| Given material |
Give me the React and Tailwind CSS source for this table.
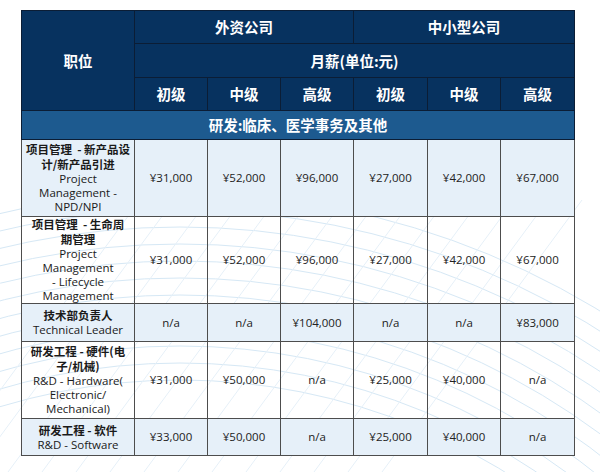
import React from 'react';

const LATIN = { fontFamily: '"Open Sans", "Noto Sans CJK SC", sans-serif' };
const CJK = { fontFamily: '"Noto Sans CJK SC", "Noto Sans", sans-serif' };

const rows = [
  {
    zh: ['项目管理  - 新产品设', '计/新产品引进'],
    en: ['Project', 'Management -', 'NPD/NPI'],
    h: 'h-[77px]',
    tint: true,
    vals: ['¥31,000', '¥52,000', '¥96,000', '¥27,000', '¥42,000', '¥67,000'],
  },
  {
    zh: ['项目管理  - 生命周', '期管理'],
    en: ['Project', 'Management', '- Lifecycle', 'Management'],
    h: 'h-[87px]',
    tint: false,
    vals: ['¥31,000', '¥52,000', '¥96,000', '¥27,000', '¥42,000', '¥67,000'],
  },
  {
    zh: ['技术部负责人'],
    en: ['Technical Leader'],
    h: 'h-[38px]',
    tint: true,
    vals: ['n/a', 'n/a', '¥104,000', 'n/a', 'n/a', '¥83,000'],
  },
  {
    zh: ['研发工程 - 硬件(电', '子/机械)'],
    en: ['R&D - Hardware(', 'Electronic/', 'Mechanical)'],
    h: 'h-[77px]',
    tint: false,
    vals: ['¥31,000', '¥50,000', 'n/a', '¥25,000', '¥40,000', 'n/a'],
  },
  {
    zh: ['研发工程 - 软件'],
    en: ['R&D - Software'],
    h: 'h-[37px]',
    tint: true,
    vals: ['¥33,000', '¥50,000', 'n/a', '¥25,000', '¥40,000', 'n/a'],
  },
];

function Backdrop() {
  const arcs = [];
  for (let i = 0; i < 12; i++) arcs.push(620 + i * 17);
  const lines = [];
  for (let i = 0; i < 14; i++) lines.push(i * 34);
  return (
    <svg className="absolute inset-0" width="600" height="472" viewBox="0 0 600 472">
      {arcs.map((r) => (
        <circle key={r} cx="180" cy="1000" r={r} fill="none" stroke="#d6e8f5" strokeWidth="1" />
      ))}
      {lines.map((o) => (
        <line key={o} x1={-60 + o} y1="472" x2={140 + o} y2="200" stroke="#e6f0f8" strokeWidth="1" />
      ))}
    </svg>
  );
}

export default function App() {
  const head = 'border border-[#0b1d35] bg-[#07325f] text-white font-bold text-center text-[14.5px]';
  const cell = 'border border-[#4d4d4d] text-center align-middle';
  return (
    <div className="relative w-[600px] h-[472px] overflow-hidden bg-white">
      <Backdrop />
      <div className="relative pl-[21px] pt-[10px]">
        <table className="table-fixed border-collapse w-[553px] border border-[#555]" style={CJK}>
          <colgroup>
            <col className="w-[113px]" />
            <col className="w-[73px]" />
            <col className="w-[73px]" />
            <col className="w-[73px]" />
            <col className="w-[74px]" />
            <col className="w-[73px]" />
            <col className="w-[74px]" />
          </colgroup>
          <thead>
            <tr className="h-[33px]">
              <th rowSpan={3} className={head}>职位</th>
              <th colSpan={3} className={head}>外资公司</th>
              <th colSpan={3} className={head}>中小型公司</th>
            </tr>
            <tr className="h-[34px]">
              <th colSpan={6} className={head}>月薪(单位:元)</th>
            </tr>
            <tr className="h-[33px]">
              {['初级', '中级', '高级', '初级', '中级', '高级'].map((t, i) => (
                <th key={i} className={head}>{t}</th>
              ))}
            </tr>
          </thead>
          <tbody>
            <tr className="h-[29px]">
              <td colSpan={7} className="border border-[#0b1d35] bg-[#1d5a8f] text-white font-bold text-center text-[14.5px]">
                研发:临床、医学事务及其他
              </td>
            </tr>
            {rows.map((r, ri) => (
              <tr key={ri} className={`${r.h} ${r.tint ? 'bg-[#e6f0f9]' : ''}`}>
                <td className={`${cell} p-0 px-[2px] text-[#1a1a1a]`}>
                  <div className="font-bold text-[11.5px] leading-[15px] whitespace-pre" style={CJK}>
                    {r.zh.map((l) => <div key={l}>{l}</div>)}
                  </div>
                  <div className="text-[11.5px] leading-[14px] whitespace-nowrap" style={LATIN}>
                    {r.en.map((l) => <div key={l}>{l}</div>)}
                  </div>
                </td>
                {r.vals.map((v, vi) => (
                  <td key={vi} className={`${cell} text-[11.5px] text-[#222]`} style={LATIN}>{v}</td>
                ))}
              </tr>
            ))}
          </tbody>
        </table>
      </div>
    </div>
  );
}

| Directions |
Repeat the material above word for word and skip every image in it.

| Output |
Give me the React and Tailwind CSS source for this table.
import React from 'react';

const LATIN = { fontFamily: '"Open Sans", "Noto Sans CJK SC", sans-serif' };
const CJK = { fontFamily: '"Noto Sans CJK SC", "Noto Sans", sans-serif' };

const rows = [
  {
    zh: ['项目管理  - 新产品设', '计/新产品引进'],
    en: ['Project', 'Management -', 'NPD/NPI'],
    h: 'h-[77px]',
    tint: true,
    vals: ['¥31,000', '¥52,000', '¥96,000', '¥27,000', '¥42,000', '¥67,000'],
  },
  {
    zh: ['项目管理  - 生命周', '期管理'],
    en: ['Project', 'Management', '- Lifecycle', 'Management'],
    h: 'h-[87px]',
    tint: false,
    vals: ['¥31,000', '¥52,000', '¥96,000', '¥27,000', '¥42,000', '¥67,000'],
  },
  {
    zh: ['技术部负责人'],
    en: ['Technical Leader'],
    h: 'h-[38px]',
    tint: true,
    vals: ['n/a', 'n/a', '¥104,000', 'n/a', 'n/a', '¥83,000'],
  },
  {
    zh: ['研发工程 - 硬件(电', '子/机械)'],
    en: ['R&D - Hardware(', 'Electronic/', 'Mechanical)'],
    h: 'h-[77px]',
    tint: false,
    vals: ['¥31,000', '¥50,000', 'n/a', '¥25,000', '¥40,000', 'n/a'],
  },
  {
    zh: ['研发工程 - 软件'],
    en: ['R&D - Software'],
    h: 'h-[37px]',
    tint: true,
    vals: ['¥33,000', '¥50,000', 'n/a', '¥25,000', '¥40,000', 'n/a'],
  },
];

function Backdrop() {
  const arcs = [];
  for (let i = 0; i < 12; i++) arcs.push(620 + i * 17);
  const lines = [];
  for (let i = 0; i < 14; i++) lines.push(i * 34);
  return (
    <svg className="absolute inset-0" width="600" height="472" viewBox="0 0 600 472">
      {arcs.map((r) => (
        <circle key={r} cx="180" cy="1000" r={r} fill="none" stroke="#d6e8f5" strokeWidth="1" />
      ))}
      {lines.map((o) => (
        <line key={o} x1={-60 + o} y1="472" x2={140 + o} y2="200" stroke="#e6f0f8" strokeWidth="1" />
      ))}
    </svg>
  );
}

export default function App() {
  const head = 'border border-[#0b1d35] bg-[#07325f] text-white font-bold text-center text-[14.5px]';
  const cell = 'border border-[#4d4d4d] text-center align-middle';
  return (
    <div className="relative w-[600px] h-[472px] overflow-hidden bg-white">
      <Backdrop />
      <div className="relative pl-[21px] pt-[10px]">
        <table className="table-fixed border-collapse w-[553px] border border-[#555]" style={CJK}>
          <colgroup>
            <col className="w-[113px]" />
            <col className="w-[73px]" />
            <col className="w-[73px]" />
            <col className="w-[73px]" />
            <col className="w-[74px]" />
            <col className="w-[73px]" />
            <col className="w-[74px]" />
          </colgroup>
          <thead>
            <tr className="h-[33px]">
              <th rowSpan={3} className={head}>职位</th>
              <th colSpan={3} className={head}>外资公司</th>
              <th colSpan={3} className={head}>中小型公司</th>
            </tr>
            <tr className="h-[34px]">
              <th colSpan={6} className={head}>月薪(单位:元)</th>
            </tr>
            <tr className="h-[33px]">
              {['初级', '中级', '高级', '初级', '中级', '高级'].map((t, i) => (
                <th key={i} className={head}>{t}</th>
              ))}
            </tr>
          </thead>
          <tbody>
            <tr className="h-[29px]">
              <td colSpan={7} className="border border-[#0b1d35] bg-[#1d5a8f] text-white font-bold text-center text-[14.5px]">
                研发:临床、医学事务及其他
              </td>
            </tr>
            {rows.map((r, ri) => (
              <tr key={ri} className={`${r.h} ${r.tint ? 'bg-[#e6f0f9]' : ''}`}>
                <td className={`${cell} p-0 px-[2px] text-[#1a1a1a]`}>
                  <div className="font-bold text-[11.5px] leading-[15px] whitespace-pre" style={CJK}>
                    {r.zh.map((l) => <div key={l}>{l}</div>)}
                  </div>
                  <div className="text-[11.5px] leading-[14px] whitespace-nowrap" style={LATIN}>
                    {r.en.map((l) => <div key={l}>{l}</div>)}
                  </div>
                </td>
                {r.vals.map((v, vi) => (
                  <td key={vi} className={`${cell} text-[11.5px] text-[#222]`} style={LATIN}>{v}</td>
                ))}
              </tr>
            ))}
          </tbody>
        </table>
      </div>
    </div>
  );
}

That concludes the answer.